Christina Piper understands her husband’s sense of duty. “He has a call to serve. He gave his word. And he’s in it for the long run.”
Candice Herken’s family is soon moving from Joint Base Lewis-McChord, Washington, to Fort Campbell, Kentucky, their fourth move in eight years. For Herken, the moves, the uncertainty and the sheer work of single-handedly managing family life have been daunting. “We have kids by ourselves, we raise kids by ourselves,” says Herken. Still, she can’t envision any other life. “I knew what I was getting into,” she says. “I don’t feel resentful; that would make me a miserable person.”

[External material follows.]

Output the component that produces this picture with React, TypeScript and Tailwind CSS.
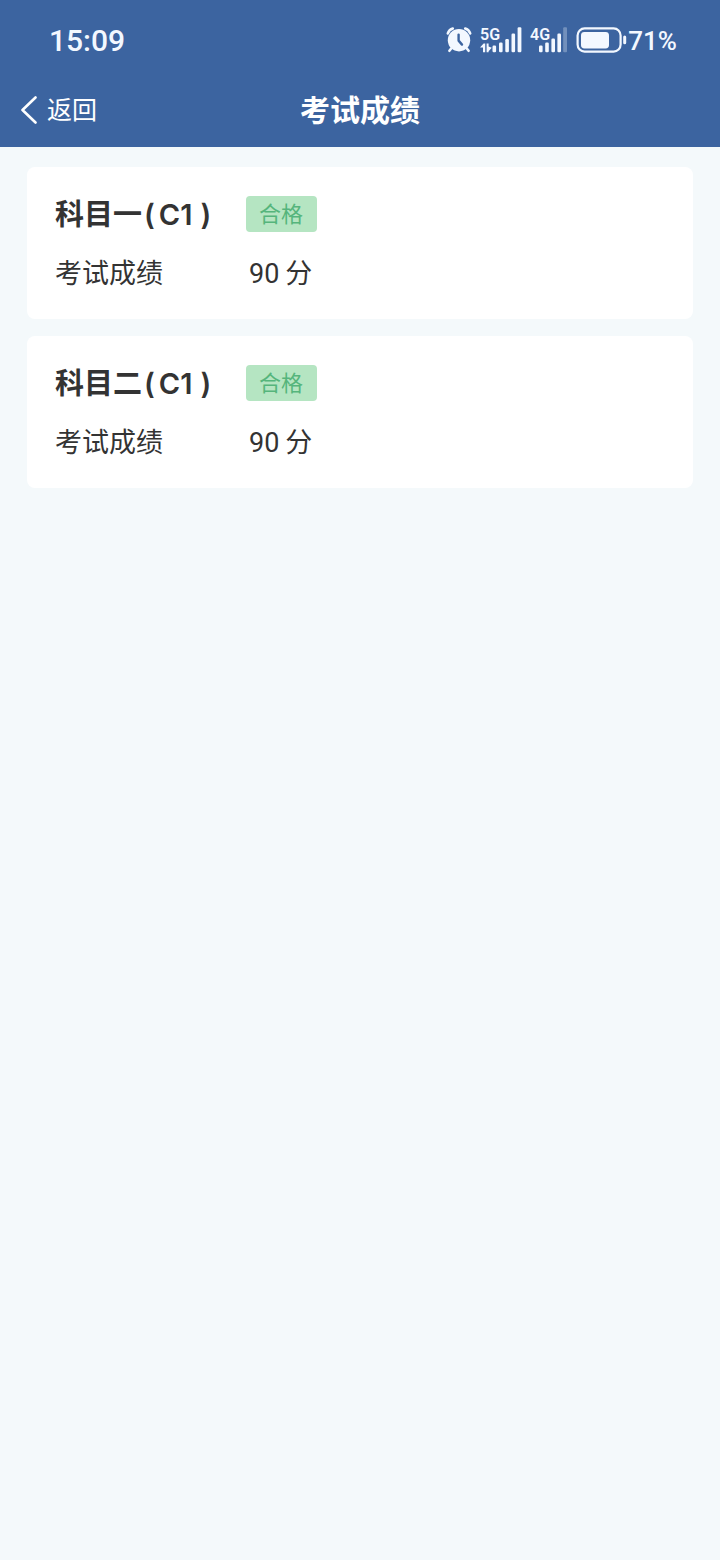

Many families share the sense, however, that the outside world doesn’t understand the challenges they face. “One lady told me she knows how I feel, having my husband away so much,” says Piper. “Her husband got tied up on a bus trip. But that’s not the same as having your husband lying in the dirt with mortars going around him.”
Devra Renner’s husband has been in the Air Force for 23 years. He’s now stationed at the Pentagon, but in the early ’90s, he served in the Gulf War, then Kosovo. “I can understand that my friends get confused about what the military is or isn’t,” says Renner, a senior consultant for Zero to Three’s project Coming Together Around Military Families. “But the one thing they can’t wrap their heads around is that my husband could have died any time he was deployed.”
In August, the last U.S. combat troops — a convoy from Joint Base Lewis-McChord — left Iraq. But about 50,000 U.S. troops will remain in the country in noncombat roles.
Piper says the idea that “the war is over” creates a false state of mind for military families — and for the public. “People think, ‘Oh, your husband’s fine now.’ But we’re treading unknown territory. Our spouses could be deployed to Afghanistan, and it’s been particularly bad there lately. We’re holding our breath; we don’t know what’s coming. And whether it’s Iraq or Afghanistan, we’re not done until every one of them comes home.”